I’m surprised I got them to balance as well as they do. I’m not convinced I’ve attached them very securely, but I think we’ll get at least a season out of the current construction. Reevaluate next spring.

Before I got too far with any repainting, I wanted to find some old photos. I kept looking through my parents’ old photo albums and striking out.

A lot of the photos I found were generic views of the backyard, and the totem pole was so blurry, I couldn’t tell much. But we sure had some pretty fall color! And my parents have a beautiful backyard.

The day before Uncle Richard’s memorial a few weeks ago, I finally found a photo of it from 1982, which turned out to be the year it was put in my parents’ yard (apparently). I was surprised at how much color had been on it—it had faded so much over the years!

I changed some of the color patterns, though I kept the same “palette” of 1970s Rust-Oleum paints: royal blue, sunburst yellow, regal red, gloss black, gloss white. I think it’s looking pretty good!

The only thing left to do is figure out how to repair a chunk of wood missing from the top edge of the wing. I glued a broken portion back on, but there is still a hole where (I think) a knot had been. Should I cut out a square-edged hole and replace it with a squarish piece of wood that fits in it? Or cut an old piece of wood to “kind of” fit and fill with wood putty? Or maybe leave it as is? Maybe I can think of a clever workaround. Beads or feathers. A big scallop shell?

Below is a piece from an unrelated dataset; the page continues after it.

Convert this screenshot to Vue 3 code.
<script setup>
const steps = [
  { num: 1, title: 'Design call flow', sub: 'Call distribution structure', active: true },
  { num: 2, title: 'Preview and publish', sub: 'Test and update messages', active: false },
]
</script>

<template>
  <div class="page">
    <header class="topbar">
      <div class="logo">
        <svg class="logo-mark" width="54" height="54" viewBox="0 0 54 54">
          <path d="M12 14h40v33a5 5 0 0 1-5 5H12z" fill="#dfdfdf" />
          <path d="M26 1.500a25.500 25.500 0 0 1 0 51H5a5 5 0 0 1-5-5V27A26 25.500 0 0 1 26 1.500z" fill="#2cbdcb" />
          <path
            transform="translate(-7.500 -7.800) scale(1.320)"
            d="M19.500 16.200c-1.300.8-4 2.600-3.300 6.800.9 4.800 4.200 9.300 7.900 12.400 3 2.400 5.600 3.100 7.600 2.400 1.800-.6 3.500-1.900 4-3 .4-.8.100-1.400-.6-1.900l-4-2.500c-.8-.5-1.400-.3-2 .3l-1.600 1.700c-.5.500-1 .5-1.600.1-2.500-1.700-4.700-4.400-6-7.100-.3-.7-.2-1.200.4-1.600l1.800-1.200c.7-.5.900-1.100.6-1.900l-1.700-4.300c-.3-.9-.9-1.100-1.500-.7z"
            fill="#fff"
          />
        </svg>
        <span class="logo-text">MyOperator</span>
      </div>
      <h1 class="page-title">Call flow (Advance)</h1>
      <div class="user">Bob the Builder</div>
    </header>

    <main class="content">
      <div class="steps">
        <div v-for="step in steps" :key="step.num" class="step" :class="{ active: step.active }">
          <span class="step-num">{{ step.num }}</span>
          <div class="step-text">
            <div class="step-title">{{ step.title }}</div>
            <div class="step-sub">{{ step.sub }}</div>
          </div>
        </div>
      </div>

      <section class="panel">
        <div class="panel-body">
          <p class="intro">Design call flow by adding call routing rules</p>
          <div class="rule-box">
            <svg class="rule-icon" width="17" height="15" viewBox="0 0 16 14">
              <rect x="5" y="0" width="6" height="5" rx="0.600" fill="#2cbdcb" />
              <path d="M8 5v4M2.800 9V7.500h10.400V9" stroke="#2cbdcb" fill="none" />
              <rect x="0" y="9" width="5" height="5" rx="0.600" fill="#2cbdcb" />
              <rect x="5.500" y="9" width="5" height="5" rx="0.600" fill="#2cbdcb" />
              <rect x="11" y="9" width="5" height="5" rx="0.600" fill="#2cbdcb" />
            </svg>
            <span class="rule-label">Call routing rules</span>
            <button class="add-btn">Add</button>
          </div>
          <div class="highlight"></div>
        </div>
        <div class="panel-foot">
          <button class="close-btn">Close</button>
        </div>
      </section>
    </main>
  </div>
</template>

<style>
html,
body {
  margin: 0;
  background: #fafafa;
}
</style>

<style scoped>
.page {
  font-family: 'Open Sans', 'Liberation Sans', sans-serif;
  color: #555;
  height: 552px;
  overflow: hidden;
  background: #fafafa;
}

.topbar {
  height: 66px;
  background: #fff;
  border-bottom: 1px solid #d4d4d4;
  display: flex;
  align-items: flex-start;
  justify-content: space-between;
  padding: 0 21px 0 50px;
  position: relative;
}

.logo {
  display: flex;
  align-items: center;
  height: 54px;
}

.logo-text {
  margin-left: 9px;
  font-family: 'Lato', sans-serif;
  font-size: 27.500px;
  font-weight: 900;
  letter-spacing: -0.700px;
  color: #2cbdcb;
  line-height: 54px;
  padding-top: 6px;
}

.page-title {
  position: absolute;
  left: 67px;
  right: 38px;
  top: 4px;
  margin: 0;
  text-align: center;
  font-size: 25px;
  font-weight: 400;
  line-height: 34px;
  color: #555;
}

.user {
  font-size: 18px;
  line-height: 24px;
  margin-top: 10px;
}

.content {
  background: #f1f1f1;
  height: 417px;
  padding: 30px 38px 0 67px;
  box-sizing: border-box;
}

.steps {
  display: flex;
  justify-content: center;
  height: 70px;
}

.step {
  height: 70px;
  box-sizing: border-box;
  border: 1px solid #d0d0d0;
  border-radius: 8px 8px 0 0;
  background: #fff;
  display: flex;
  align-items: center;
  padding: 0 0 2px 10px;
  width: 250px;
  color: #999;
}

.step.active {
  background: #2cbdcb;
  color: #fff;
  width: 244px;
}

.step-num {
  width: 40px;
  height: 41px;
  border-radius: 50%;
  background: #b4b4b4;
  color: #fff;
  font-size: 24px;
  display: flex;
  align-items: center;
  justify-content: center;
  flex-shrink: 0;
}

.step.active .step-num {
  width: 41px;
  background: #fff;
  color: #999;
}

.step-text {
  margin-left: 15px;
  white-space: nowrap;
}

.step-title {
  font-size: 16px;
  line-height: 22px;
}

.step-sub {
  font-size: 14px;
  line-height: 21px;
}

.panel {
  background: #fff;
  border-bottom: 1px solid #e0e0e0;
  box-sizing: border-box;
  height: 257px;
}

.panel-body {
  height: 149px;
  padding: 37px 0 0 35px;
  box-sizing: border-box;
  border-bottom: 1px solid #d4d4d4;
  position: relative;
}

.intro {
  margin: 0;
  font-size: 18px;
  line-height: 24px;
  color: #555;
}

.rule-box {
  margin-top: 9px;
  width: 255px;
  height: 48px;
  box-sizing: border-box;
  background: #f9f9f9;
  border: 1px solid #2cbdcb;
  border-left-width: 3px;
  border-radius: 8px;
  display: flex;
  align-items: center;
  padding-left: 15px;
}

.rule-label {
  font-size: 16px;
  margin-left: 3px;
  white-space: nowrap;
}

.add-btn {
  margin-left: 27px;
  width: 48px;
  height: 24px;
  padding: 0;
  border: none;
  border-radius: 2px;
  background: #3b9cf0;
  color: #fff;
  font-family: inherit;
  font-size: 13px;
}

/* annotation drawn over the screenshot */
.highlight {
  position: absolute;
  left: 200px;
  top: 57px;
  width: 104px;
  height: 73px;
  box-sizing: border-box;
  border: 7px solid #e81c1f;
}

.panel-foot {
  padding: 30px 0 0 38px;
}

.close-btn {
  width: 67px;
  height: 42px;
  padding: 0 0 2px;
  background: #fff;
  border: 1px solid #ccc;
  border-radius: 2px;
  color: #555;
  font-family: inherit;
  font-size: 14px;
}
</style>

After that fix, it’s time for the ceremonial placement in our backyard. It will be in the north corner, next to The Door. It will stand on a small circular concrete platform (so the rotten bottom won’t sit in water or stay moist), and it will lean against two stout metal fence posts, to which it will be wired. I could instead sink it into the ground, but with it already rotting and shorter, and the depth it would need to be sunk, I think it would end up shorter than me. And we can’t have that.

Because I think you’re supposed to look up at totem poles.

So, we’re in the home stretch with this project. More news soon.